The old Cherokee simply replied, “If you feed them right, they both win. You see, if I only choose to feed the white wolf, the black one will be hiding around every corner waiting for me to become distracted or weak and jump to get the attention he craves. He will always be angry and always fighting the white wolf. But if I acknowledge him, he is happy and the white wolf is happy and we all win. For the black wolf has many qualities – tenacity, courage, fearlessness, strong-willed and great strategic thinking – that I have need of at times and that the white wolf lacks. But the white wolf has compassion, caring, strength and the ability to recognize what is in the best interest of all.

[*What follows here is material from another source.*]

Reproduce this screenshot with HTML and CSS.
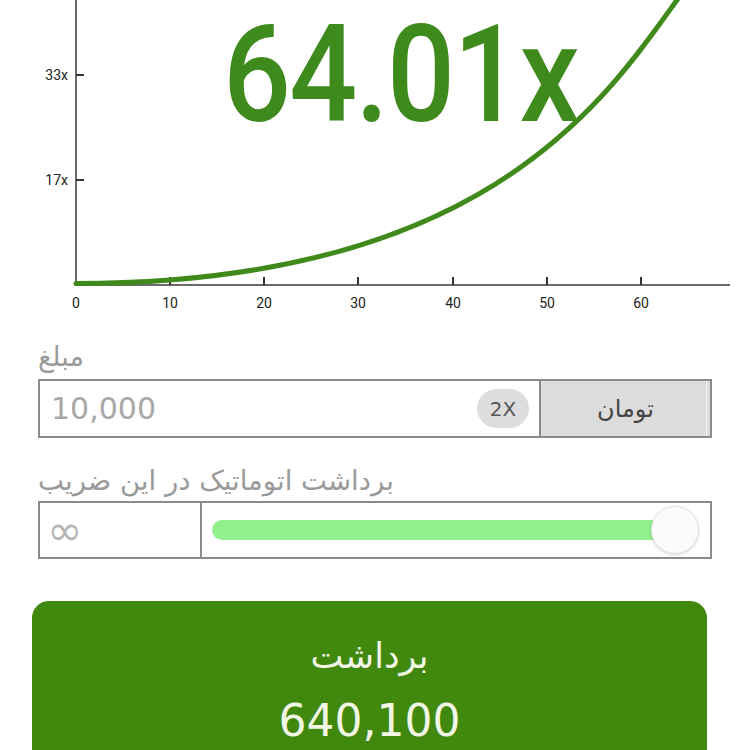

“You see, son, the white wolf needs the black wolf at his side. To feed only one would starve the other and they will become uncontrollable. To feed and care for both means they will serve you well and do nothing that is not a part of something greater, something good, something of life. Feed them both and there will be no more internal struggle for your attention. And when there is no battle inside, you can listen to the voices of deeper knowing that will guide you in choosing what is right in every circumstance. Peace, my son, is the Cherokee mission in life. A man or a woman who has peace inside has everything. A man or a woman who is pulled apart by the war inside him or her has nothing. “How you choose to interact with the opposing forces within you will determine your life. Starve one or the other or guide them both.”
The Destination is Now,
Peter
Thank you Peter for a thoughtful post. I do believe you are right - to live in the world, we need to feed both wolves. Both are a part of our nature. You've given me something "Meaty to chew on" during my morning run!
Best - Mark Miller
Thank you for this Peter. It is wise and beautifully written.